[START DATASET EXTRACT]

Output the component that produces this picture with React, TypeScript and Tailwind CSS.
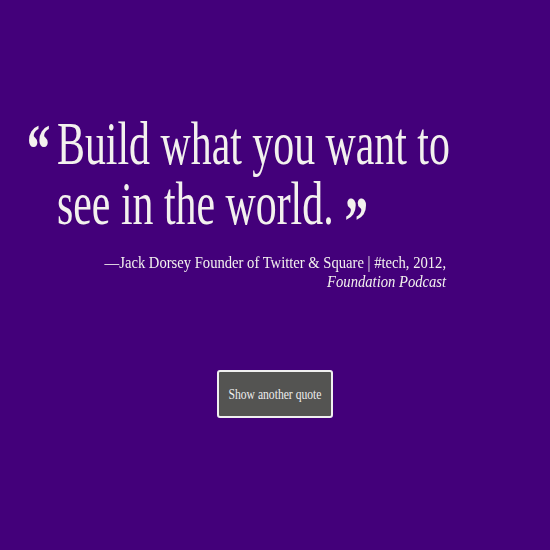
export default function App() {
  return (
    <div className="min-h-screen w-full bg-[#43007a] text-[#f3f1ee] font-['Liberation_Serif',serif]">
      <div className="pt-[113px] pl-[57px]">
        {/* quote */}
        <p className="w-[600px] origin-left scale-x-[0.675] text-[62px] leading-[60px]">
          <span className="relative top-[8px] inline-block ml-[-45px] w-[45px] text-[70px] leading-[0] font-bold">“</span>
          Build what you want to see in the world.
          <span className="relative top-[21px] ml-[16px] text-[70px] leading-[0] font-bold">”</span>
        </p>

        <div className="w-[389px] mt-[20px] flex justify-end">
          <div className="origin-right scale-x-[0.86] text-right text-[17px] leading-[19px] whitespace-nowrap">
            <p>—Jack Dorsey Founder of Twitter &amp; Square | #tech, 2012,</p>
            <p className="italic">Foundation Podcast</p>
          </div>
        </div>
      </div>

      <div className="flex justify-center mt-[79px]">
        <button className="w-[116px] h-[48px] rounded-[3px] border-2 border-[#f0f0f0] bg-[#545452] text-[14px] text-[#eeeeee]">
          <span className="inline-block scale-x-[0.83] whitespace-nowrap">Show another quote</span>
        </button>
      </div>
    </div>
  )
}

[END DATASET EXTRACT]

Drop the images and repeat the data exactly.

Output the component that produces this picture with React, TypeScript and Tailwind CSS.
export default function App() {
  return (
    <div className="min-h-screen w-full bg-[#43007a] text-[#f3f1ee] font-['Liberation_Serif',serif]">
      <div className="pt-[113px] pl-[57px]">
        {/* quote */}
        <p className="w-[600px] origin-left scale-x-[0.675] text-[62px] leading-[60px]">
          <span className="relative top-[8px] inline-block ml-[-45px] w-[45px] text-[70px] leading-[0] font-bold">“</span>
          Build what you want to see in the world.
          <span className="relative top-[21px] ml-[16px] text-[70px] leading-[0] font-bold">”</span>
        </p>

        <div className="w-[389px] mt-[20px] flex justify-end">
          <div className="origin-right scale-x-[0.86] text-right text-[17px] leading-[19px] whitespace-nowrap">
            <p>—Jack Dorsey Founder of Twitter &amp; Square | #tech, 2012,</p>
            <p className="italic">Foundation Podcast</p>
          </div>
        </div>
      </div>

      <div className="flex justify-center mt-[79px]">
        <button className="w-[116px] h-[48px] rounded-[3px] border-2 border-[#f0f0f0] bg-[#545452] text-[14px] text-[#eeeeee]">
          <span className="inline-block scale-x-[0.83] whitespace-nowrap">Show another quote</span>
        </button>
      </div>
    </div>
  )
}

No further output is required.